Vista la qualità degli arrangiamenti del disco, chiediamo che tipo di educazione musicale abbia ricevuto. "Siamo cresciuti con l'hip-hop ma poi ho iniziato a studiare chitarra classica, ciò mi ha aiutato nel processo della composizione. Era molto più facile capire e imparare cose sugli altri strumenti, quindi dalla chitarra sono passato al contrabbasso e al basso, ma non so suonare i fiati e il sassofono. Quindi ho scritto le parti e ho chiamato un sassofonista per suonarle.

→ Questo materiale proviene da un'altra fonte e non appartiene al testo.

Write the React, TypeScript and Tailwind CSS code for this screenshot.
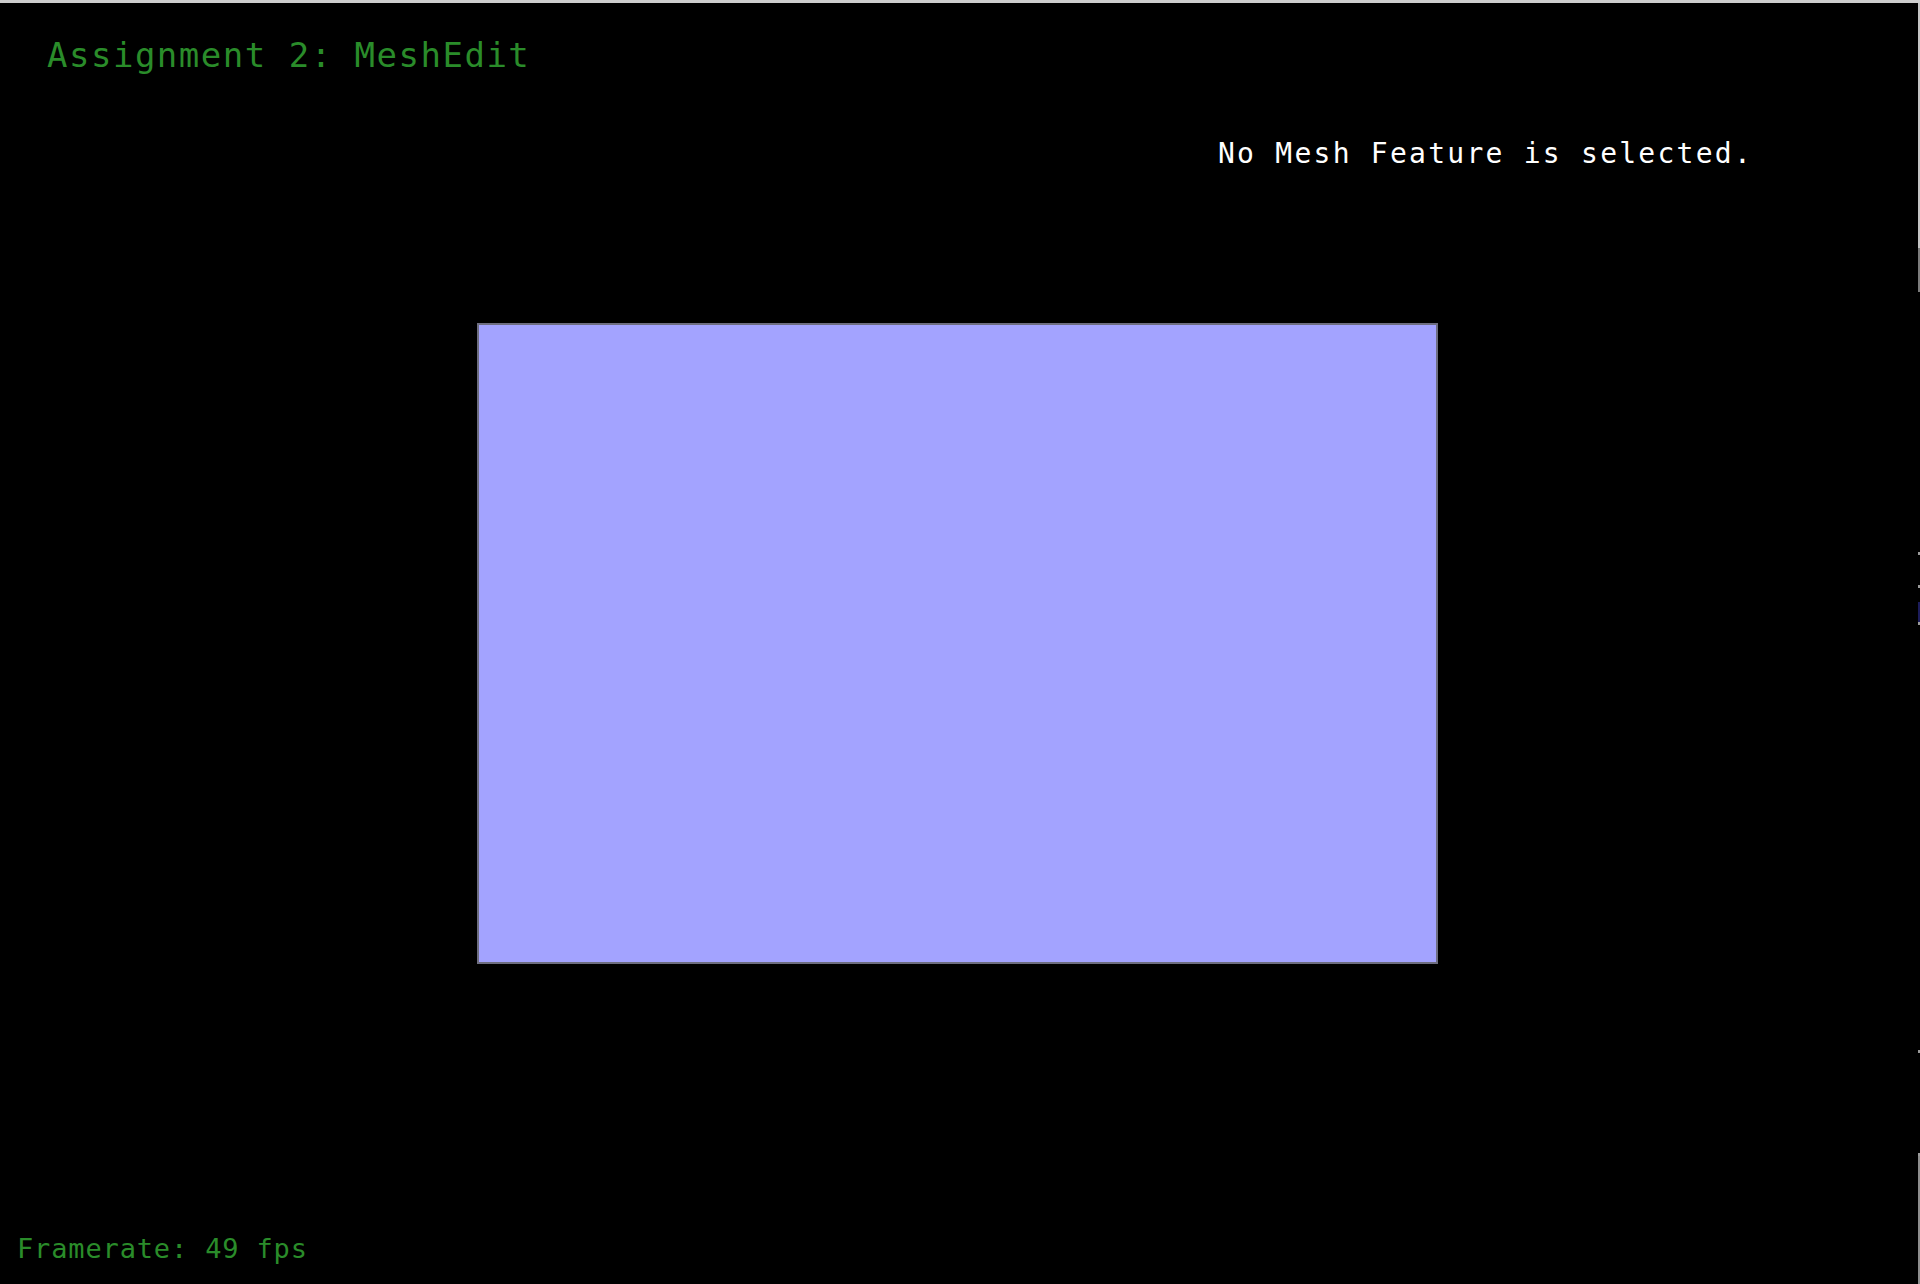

Il suo modo di suonare è parte integrante del sound, ha uno stile unico, per niente pulito. Prima avevo un altro sassofonista con uno stile più tranquillo e rilassato, poi ho chiamato questo e gli sono molto grato per il suo lavoro."
Riguardo alla musica che ascolta in questo periodo, evidente pallino degli intervistatori, ci dice: "Mi piacciono molte cose ma di recente sto ascoltando cose che esplorino le possibilità di un singolo tono o timbro, ad esempio un strumento manipolato per esplorare tutte le sue possibilità sonore. Quindi piuttosto che uno strumento legato ad un genere convenzionale, ad esempio un sassofono jazz, un sassofono, che è uno strumento nel quale si soffia per produrre suoni, impiegato per produrre suono puro e semplice."
Ci riteniamo soddisfatti e ci complimentiamo con loro per il concerto che, salvo miracoli, potrebbe essere stato il migliore tra quelli in programma a Udine nel corso dell'anno. Mentre scendiamo in strada per cercare un posto in cui cenare ci sentiamo entusiasti, continuiamo a parlare di loro, della musica, dello spettacolo che hanno dato. È bello quando anche in piccole realtà come quella udinese ci sono eventi del genere, perché fanno entrare stimoli nuovi, quasi dei piccoli miraggi tra le mura di una casa fin troppo angusta. Speriamo che, grazie al supporto di un pubblico che è evidentemente desideroso di farsi sorprendere, sia possibile anche far crescere questa realtà.